第三章 临济宗禅诗
禅宗自菩提达摩六传至慧能,下出南岳怀让、青原行思二位巨匠,南岳之下经马祖道一、百丈怀海、黄檗希运传至临济义玄?~867。义玄于唐宣宗大中八年854住镇州临济院,接化徒众,大振禅道,以机锋峻峭著称当世,遂成临济宗。义玄之法嗣有兴化存奖、三圣慧然等22人。存奖之下,经南院慧颙传至风穴延沼,延沼传首山省念,省念门人有叶县归省、谷隐蕴聪、广慧元琏、汾阳善昭、承天智嵩等。归省门下有浮山法远等。
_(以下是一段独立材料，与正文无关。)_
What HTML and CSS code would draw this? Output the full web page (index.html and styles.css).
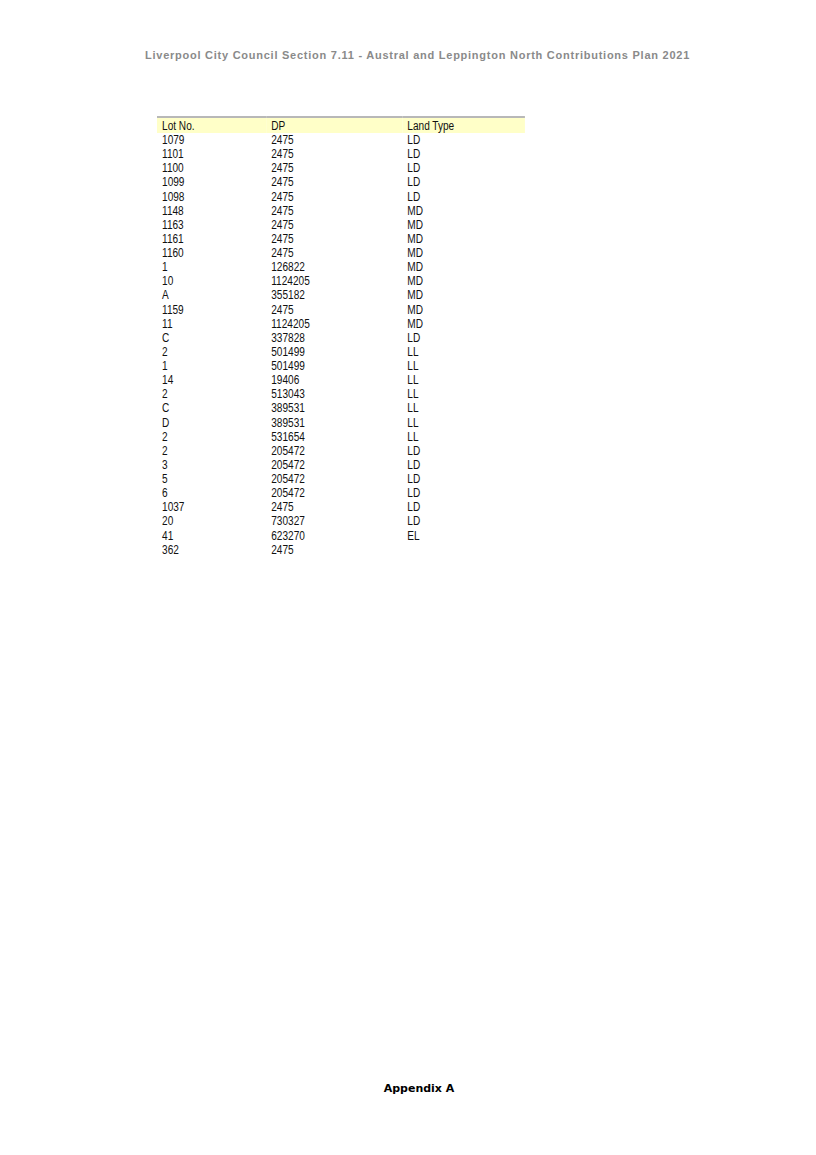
FILE: index.html
```html
<!DOCTYPE html>
<html>
<head>
<meta charset="utf-8">
<link rel="stylesheet" href="styles.css">
</head>
<body>
<div class="page">
  <header class="running-head">Liverpool City Council Section 7.11 - Austral and Leppington North Contributions Plan 2021</header>
  <div class="table-wrap">
  <table class="lots">
    <thead>
      <tr><th>Lot No.</th><th>DP</th><th>Land Type</th></tr>
    </thead>
    <tbody>
      <tr><td>1079</td><td>2475</td><td>LD</td></tr>
      <tr><td>1101</td><td>2475</td><td>LD</td></tr>
      <tr><td>1100</td><td>2475</td><td>LD</td></tr>
      <tr><td>1099</td><td>2475</td><td>LD</td></tr>
      <tr><td>1098</td><td>2475</td><td>LD</td></tr>
      <tr><td>1148</td><td>2475</td><td>MD</td></tr>
      <tr><td>1163</td><td>2475</td><td>MD</td></tr>
      <tr><td>1161</td><td>2475</td><td>MD</td></tr>
      <tr><td>1160</td><td>2475</td><td>MD</td></tr>
      <tr><td>1</td><td>126822</td><td>MD</td></tr>
      <tr><td>10</td><td>1124205</td><td>MD</td></tr>
      <tr><td>A</td><td>355182</td><td>MD</td></tr>
      <tr><td>1159</td><td>2475</td><td>MD</td></tr>
      <tr><td>11</td><td>1124205</td><td>MD</td></tr>
      <tr><td>C</td><td>337828</td><td>LD</td></tr>
      <tr><td>2</td><td>501499</td><td>LL</td></tr>
      <tr><td>1</td><td>501499</td><td>LL</td></tr>
      <tr><td>14</td><td>19406</td><td>LL</td></tr>
      <tr><td>2</td><td>513043</td><td>LL</td></tr>
      <tr><td>C</td><td>389531</td><td>LL</td></tr>
      <tr><td>D</td><td>389531</td><td>LL</td></tr>
      <tr><td>2</td><td>531654</td><td>LL</td></tr>
      <tr><td>2</td><td>205472</td><td>LD</td></tr>
      <tr><td>3</td><td>205472</td><td>LD</td></tr>
      <tr><td>5</td><td>205472</td><td>LD</td></tr>
      <tr><td>6</td><td>205472</td><td>LD</td></tr>
      <tr><td>1037</td><td>2475</td><td>LD</td></tr>
      <tr><td>20</td><td>730327</td><td>LD</td></tr>
      <tr><td>41</td><td>623270</td><td>EL</td></tr>
      <tr><td>362</td><td>2475</td><td></td></tr>
    </tbody>
  </table>
  </div>
  <footer class="running-foot">Appendix A</footer>
</div>
</body>
</html>
```
FILE: styles.css
```css
html, body {
  margin: 0;
  padding: 0;
  background: #ffffff;
}
.page {
  width: 816px;
  height: 1155px;
  display: flex;
  flex-direction: column;
  align-items: center;
  font-family: "Liberation Sans", Arial, sans-serif;
}
.running-head {
  margin-top: 48px;
  font-size: 11px;
  font-weight: bold;
  color: #8a8a8a;
  letter-spacing: 0.75px;
  line-height: 14px;
  padding-left: 19px;
}
.table-wrap {
  align-self: flex-start;
  margin-top: 54px;
  margin-left: 157px;
  width: 368px;
}
.lots {
  width: 438px;
  transform: scaleX(0.84);
  transform-origin: left top;
  border-collapse: collapse;
  font-size: 12px;
  color: #111;
}
.lots th, .lots td {
  text-align: left;
  font-weight: normal;
  padding: 0 0 0 6px;
  height: 14.14px;
  line-height: 14px;
  white-space: nowrap;
}
.lots thead tr {
  background: #ffffc8;
  border-top: 2px solid #b8b8b8;
}
.lots th { height: 14px; padding-top: 1px; }
.lots th:nth-child(1), .lots td:nth-child(1) { width: 124px; }
.lots th:nth-child(2), .lots td:nth-child(2) { width: 156px; }
.running-foot {
  margin-top: auto;
  margin-bottom: 60px;
  font-size: 11px;
  font-weight: 900;
  font-family: "DejaVu Sans", "Liberation Sans", sans-serif;
  color: #000;
  padding-left: 22px;
}
```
善昭门下有石霜楚圆、琅岈慧觉、大愚守芝、法华全举等。楚圆传黄龙慧南与杨岐方会,创黄龙派、杨岐派。唐末之后,临济宗风大兴,因此禅宗史上公认南岳为曹溪禅法的正统。
临济以惊雷迅霆式的棒喝言句,开创了临济宗,是禅宗自菩提达摩、六祖慧能以来,发展到高度的产物,汲取教乘精英,结合世间实际,汇成般若大海第一智声,“全提祖佛正令,高标顿悟功行,诸家皆逊一筹”。乃光《临济禅初探》,见《禅学论文集》第2册第145页,,《现代佛教学术丛刊》第3册。 临济宗禅人龙象辈出,禅语极富诗意。临济宗经常运用诗偈作为示法时之酬答。如延沼拜谒镜清,与镜清的问答中,禅韵诗情,汩汩流涌,深为镜清激赏《五灯》卷11《延沼》; 全举喜以诗偈表达悟境,游方每到一处,辄有诗偈相呈,如:
到公安远和尚处,安问:“作么生是伽蓝?”师曰:“深山藏独虎,浅草露群蛇。”曰:“作么生是伽蓝中人?”师曰:“青松盖不得,黄叶岂能遮。”曰: “道甚么?”师曰:“少年玩尽天边月,潦倒扶桑没日头。”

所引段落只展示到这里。